Birinci Ankara Katliamının AKP'nin oylarını en az yüzde 3 oranında arttırdığı biliniyor.

Zira Türkler kaosu sevmiyor!

Kargaşa istemiyor Türkler!

Çok çok korkuyorlar özellikle (ekonomik) dirlik ve düzenlerinin bozulmasından!

İkinci Ankara Katliamının akabinde, ekranlarda soluğu aldığı gibi Davutoğlu, YPG'yi sorumlu tutuyor. Çok çok eminmiş; cevap hakkı mahfuzmuş; şuymuş da buymuş.

Yetkin bir isim olan Murat Yetkin ise; katliamı gerçekleştirdiği ŞIP diye tespit edilen Salih Neccar'ın Baas rejiminin askeri istihbaratıyla bağlantılı biri olduğu bilgisine ulaşıyor.

Başkanın (son zamanlardaki) 2 Büyük Düşmanının: YPG'nin ve Esad Rejiminin şüphelisi olduğu / görüldüğü / gösterildiği bir katliam söz konusu yani.

Üstelik direkt kimi hedef alıyor?

Türk Ordusunu!

Bu kez siviller değil, Askeriye hedefte yani.

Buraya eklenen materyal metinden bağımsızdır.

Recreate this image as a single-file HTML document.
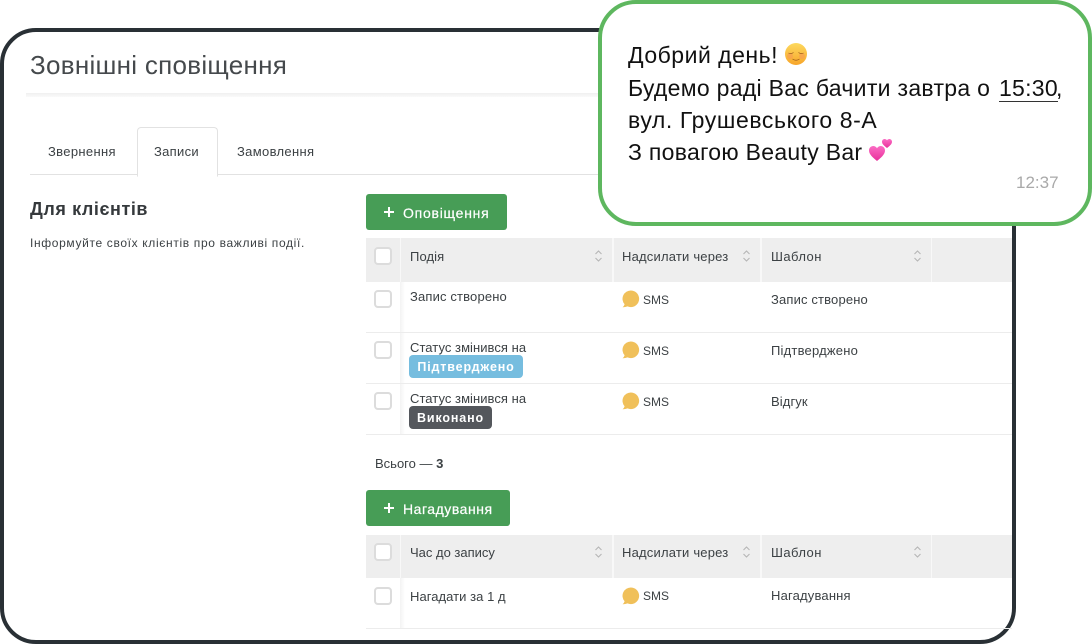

E, şimdi Suriye'ye kara harekatı başlatmamakta direnen, Rus uçağının düşürülmesinin akabinde, artık ''kanlımız'' olan Rusya o topraklarda fink atıp fındık kırarken, YPG bize Minniğ Havaalanından Nanik! yaparken; hala elimiz böğrümüzde beklememizi tercih eden-

Türk Ordusu! Türk Ordusu! Durumdan vazife, yani komşu ülke topraklarında bir savaş çıkartmayacak mısın yani?

Bak, katliamı gerçekleştiren mülteci hem kimliğini bıraktı olay yerinde, hem de 158 parçaya ayrılan bedeninden kopan parmak sayesinde KİM olduğu, çabucak tespit edildi.

YPG ya da Esad Rejimi! ''Bu yabancı örgütler Matruşkalar gibidirler'' (son dönemlerin klişe askeri stratejist ağızları)

2 malum düşman / olağan şüphelimiz, işbirliği yapmış olamaz mı yani?

Anayasa Komisyonu da dağıldı!

1982 Anayasasını dahi mumla arar hale geldiğimiz, baskıcı / şaşırtıcı /delirtici mevzuatlarla yönetildiğimiz ŞU KARA GÜNLERDE Başkanlık Anayasasını referanduma götürmenin tam zamanı değil mi sahi?

Çabuk! Çabuk! Çabuk!

Tammm 1 Devlet Adamı olan Devlet Bahçeli de aportta beklerken hazır, Meclis'ten referanduma gitme oyunu koparttığımız gibi, Başkanlık Yoluna girelim sahi.

Bu ortamda mühim olan liyakat değil, ölümüne sadakat.

Başkanın Bütün Adamları onu dokunulmaz TEK ADAM kılmak için, ölmeye dahi hazırlar!

E, öldürmek icap ediyorsa, o da sadakatin ''fıtratında'' var!


Bu yazı Nokta Dergisi'nde yayımlanmıştır.